◆ Exercise ◆
Transcribe the material exactly. Images do not belong in the copy.

-- start of Recorded data --

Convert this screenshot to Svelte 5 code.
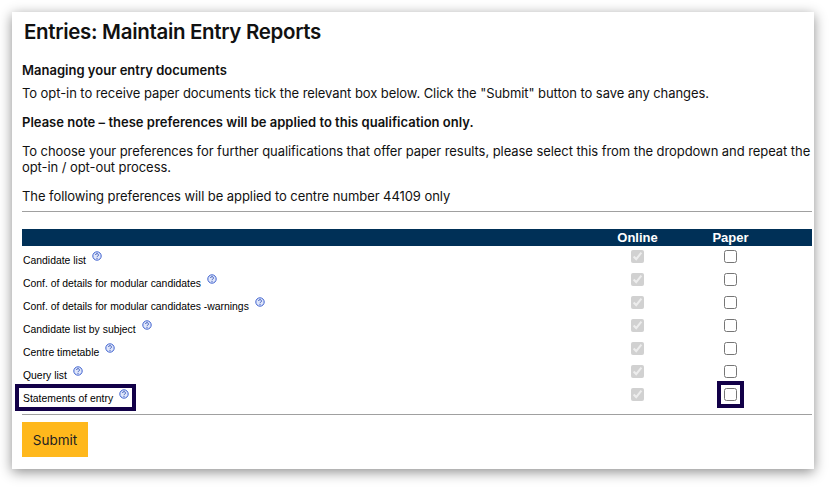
<script>
  const rows = [
    'Candidate list',
    'Conf. of details for modular candidates',
    'Conf. of details for modular candidates -warnings',
    'Candidate list by subject',
    'Centre timetable',
    'Query list',
    'Statements of entry'
  ];
</script>

<div class="page">
  <main class="card">
    <h1>Entries: Maintain Entry Reports</h1>
    <p class="lead"><strong>Managing your entry documents</strong></p>
    <p class="intro">To opt-in to receive paper documents tick the relevant box below. Click the "Submit" button to save any changes.</p>
    <p class="note"><strong>Please note – these preferences will be applied to this qualification only.</strong></p>
    <p class="choose">To choose your preferences for further qualifications that offer paper results, please select this from the dropdown and repeat the opt-in / opt-out process.</p>
    <p class="centre">The following preferences will be applied to centre number 44109 only</p>
    <hr class="rule-top" />
    <div class="head"><span class="h-online">Online</span><span class="h-paper">Paper</span></div>
    {#each rows as label, i}
      <div class="row">
        <div class="label" class:focus={i === 6}>
          <span>{label}</span>
          <svg class="help" viewBox="0 0 10 10" aria-hidden="true">
            <circle cx="5" cy="5" r="4.2" fill="#dfe6fa" stroke="#3f62cf" stroke-width="1" />
            <path d="M3.6 4a1.4 1.4 0 1 1 2.1 1.2c-.5.3-.7.5-.7 1" fill="none" stroke="#2f4fb5" stroke-width="0.9" />
            <circle cx="5" cy="7.5" r="0.55" fill="#2f4fb5" />
          </svg>
        </div>
        <div class="online"><input type="checkbox" checked disabled /></div>
        <div class="paper"><input type="checkbox" class:focus-box={i === 6} /></div>
      </div>
    {/each}
    <hr class="rule-bottom" />
    <button type="button" class="submit">Submit</button>
  </main>
</div>

<style>
  :global(body) {
    margin: 0;
    background: #fff;
  }
  .page {
    box-sizing: border-box;
    height: 487px;
    padding: 12px 0 0 12px;
    overflow: hidden;
  }
  .card {
    box-sizing: border-box;
    width: 802px;
    height: 457px;
    padding: 7px 2px 0 10px;
    background: #fff;
    box-shadow: 0 3px 12px rgba(0, 0, 0, 0.45);
    font-family: Inter, sans-serif;
    color: #111;
  }
  h1 {
    margin: 0 0 0 2px;
    font-size: 20.5px;
    line-height: 25px;
    font-weight: 600;
    letter-spacing: -0.32px;
  }
  p {
    margin: 0;
    font-size: 13px;
    line-height: 16px;
    letter-spacing: -0.068px;
  }
  strong {
    font-weight: 600;
    letter-spacing: 0.01px;
  }
  .lead {
    margin-top: 18px;
  }
  .intro {
    margin-top: 7px;
  }
  .note,
  .choose,
  .centre {
    margin-top: 13px;
  }
  hr {
    border: 0;
    height: 1px;
    margin: 0;
    background: #a0a0a0;
  }
  .rule-top {
    margin-top: 7px;
  }
  .head,
  .row {
    display: grid;
    grid-template-columns: 1fr 93px 93px 35px;
  }
  .head {
    margin-top: 17px;
    height: 17px;
    background: #003057;
    color: #fff;
    font-family: "Liberation Sans", sans-serif;
    font-size: 13px;
    font-weight: 700;
    line-height: 17px;
    text-align: center;
  }
  .h-online {
    grid-column: 2;
  }
  .h-paper {
    grid-column: 3;
  }
  .row {
    height: 23px;
  }
  .label {
    justify-self: start;
    box-sizing: border-box;
    height: 19px;
    margin: 4px 0 0 -3px;
    padding: 0 3px 0 4px;
    display: flex;
    align-items: flex-start;
    font-family: "Liberation Sans", sans-serif;
    font-size: 10.4px;
    line-height: 22px;
    color: #000;
  }
  .help {
    width: 10px;
    height: 10px;
    margin: 1px 0 0 6px;
  }
  .online,
  .paper {
    display: flex;
    justify-content: center;
    padding-top: 4px;
  }
  .online {
    grid-column: 2;
  }
  .paper {
    grid-column: 3;
  }
  input {
    width: 13px;
    height: 13px;
    margin: 0;
    display: block;
  }
  .focus {
    outline: 4px solid #120048;
  }
  .focus-box {
    outline: 4px solid #120048;
    outline-offset: 3px;
  }
  .rule-bottom {
    margin-top: 7px;
  }
  .submit {
    display: block;
    margin-top: 7px;
    width: 66px;
    height: 35px;
    padding: 0;
    border: 0;
    background: #ffb81c;
    color: #222;
    font-family: Inter, sans-serif;
    font-size: 13.5px;
  }
</style>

-- end of Recorded data --

◆ Solution ◆
Convert this screenshot to Svelte 5 code.
<script>
  const rows = [
    'Candidate list',
    'Conf. of details for modular candidates',
    'Conf. of details for modular candidates -warnings',
    'Candidate list by subject',
    'Centre timetable',
    'Query list',
    'Statements of entry'
  ];
</script>

<div class="page">
  <main class="card">
    <h1>Entries: Maintain Entry Reports</h1>
    <p class="lead"><strong>Managing your entry documents</strong></p>
    <p class="intro">To opt-in to receive paper documents tick the relevant box below. Click the "Submit" button to save any changes.</p>
    <p class="note"><strong>Please note – these preferences will be applied to this qualification only.</strong></p>
    <p class="choose">To choose your preferences for further qualifications that offer paper results, please select this from the dropdown and repeat the opt-in / opt-out process.</p>
    <p class="centre">The following preferences will be applied to centre number 44109 only</p>
    <hr class="rule-top" />
    <div class="head"><span class="h-online">Online</span><span class="h-paper">Paper</span></div>
    {#each rows as label, i}
      <div class="row">
        <div class="label" class:focus={i === 6}>
          <span>{label}</span>
          <svg class="help" viewBox="0 0 10 10" aria-hidden="true">
            <circle cx="5" cy="5" r="4.2" fill="#dfe6fa" stroke="#3f62cf" stroke-width="1" />
            <path d="M3.6 4a1.4 1.4 0 1 1 2.1 1.2c-.5.3-.7.5-.7 1" fill="none" stroke="#2f4fb5" stroke-width="0.9" />
            <circle cx="5" cy="7.5" r="0.55" fill="#2f4fb5" />
          </svg>
        </div>
        <div class="online"><input type="checkbox" checked disabled /></div>
        <div class="paper"><input type="checkbox" class:focus-box={i === 6} /></div>
      </div>
    {/each}
    <hr class="rule-bottom" />
    <button type="button" class="submit">Submit</button>
  </main>
</div>

<style>
  :global(body) {
    margin: 0;
    background: #fff;
  }
  .page {
    box-sizing: border-box;
    height: 487px;
    padding: 12px 0 0 12px;
    overflow: hidden;
  }
  .card {
    box-sizing: border-box;
    width: 802px;
    height: 457px;
    padding: 7px 2px 0 10px;
    background: #fff;
    box-shadow: 0 3px 12px rgba(0, 0, 0, 0.45);
    font-family: Inter, sans-serif;
    color: #111;
  }
  h1 {
    margin: 0 0 0 2px;
    font-size: 20.5px;
    line-height: 25px;
    font-weight: 600;
    letter-spacing: -0.32px;
  }
  p {
    margin: 0;
    font-size: 13px;
    line-height: 16px;
    letter-spacing: -0.068px;
  }
  strong {
    font-weight: 600;
    letter-spacing: 0.01px;
  }
  .lead {
    margin-top: 18px;
  }
  .intro {
    margin-top: 7px;
  }
  .note,
  .choose,
  .centre {
    margin-top: 13px;
  }
  hr {
    border: 0;
    height: 1px;
    margin: 0;
    background: #a0a0a0;
  }
  .rule-top {
    margin-top: 7px;
  }
  .head,
  .row {
    display: grid;
    grid-template-columns: 1fr 93px 93px 35px;
  }
  .head {
    margin-top: 17px;
    height: 17px;
    background: #003057;
    color: #fff;
    font-family: "Liberation Sans", sans-serif;
    font-size: 13px;
    font-weight: 700;
    line-height: 17px;
    text-align: center;
  }
  .h-online {
    grid-column: 2;
  }
  .h-paper {
    grid-column: 3;
  }
  .row {
    height: 23px;
  }
  .label {
    justify-self: start;
    box-sizing: border-box;
    height: 19px;
    margin: 4px 0 0 -3px;
    padding: 0 3px 0 4px;
    display: flex;
    align-items: flex-start;
    font-family: "Liberation Sans", sans-serif;
    font-size: 10.4px;
    line-height: 22px;
    color: #000;
  }
  .help {
    width: 10px;
    height: 10px;
    margin: 1px 0 0 6px;
  }
  .online,
  .paper {
    display: flex;
    justify-content: center;
    padding-top: 4px;
  }
  .online {
    grid-column: 2;
  }
  .paper {
    grid-column: 3;
  }
  input {
    width: 13px;
    height: 13px;
    margin: 0;
    display: block;
  }
  .focus {
    outline: 4px solid #120048;
  }
  .focus-box {
    outline: 4px solid #120048;
    outline-offset: 3px;
  }
  .rule-bottom {
    margin-top: 7px;
  }
  .submit {
    display: block;
    margin-top: 7px;
    width: 66px;
    height: 35px;
    padding: 0;
    border: 0;
    background: #ffb81c;
    color: #222;
    font-family: Inter, sans-serif;
    font-size: 13.5px;
  }
</style>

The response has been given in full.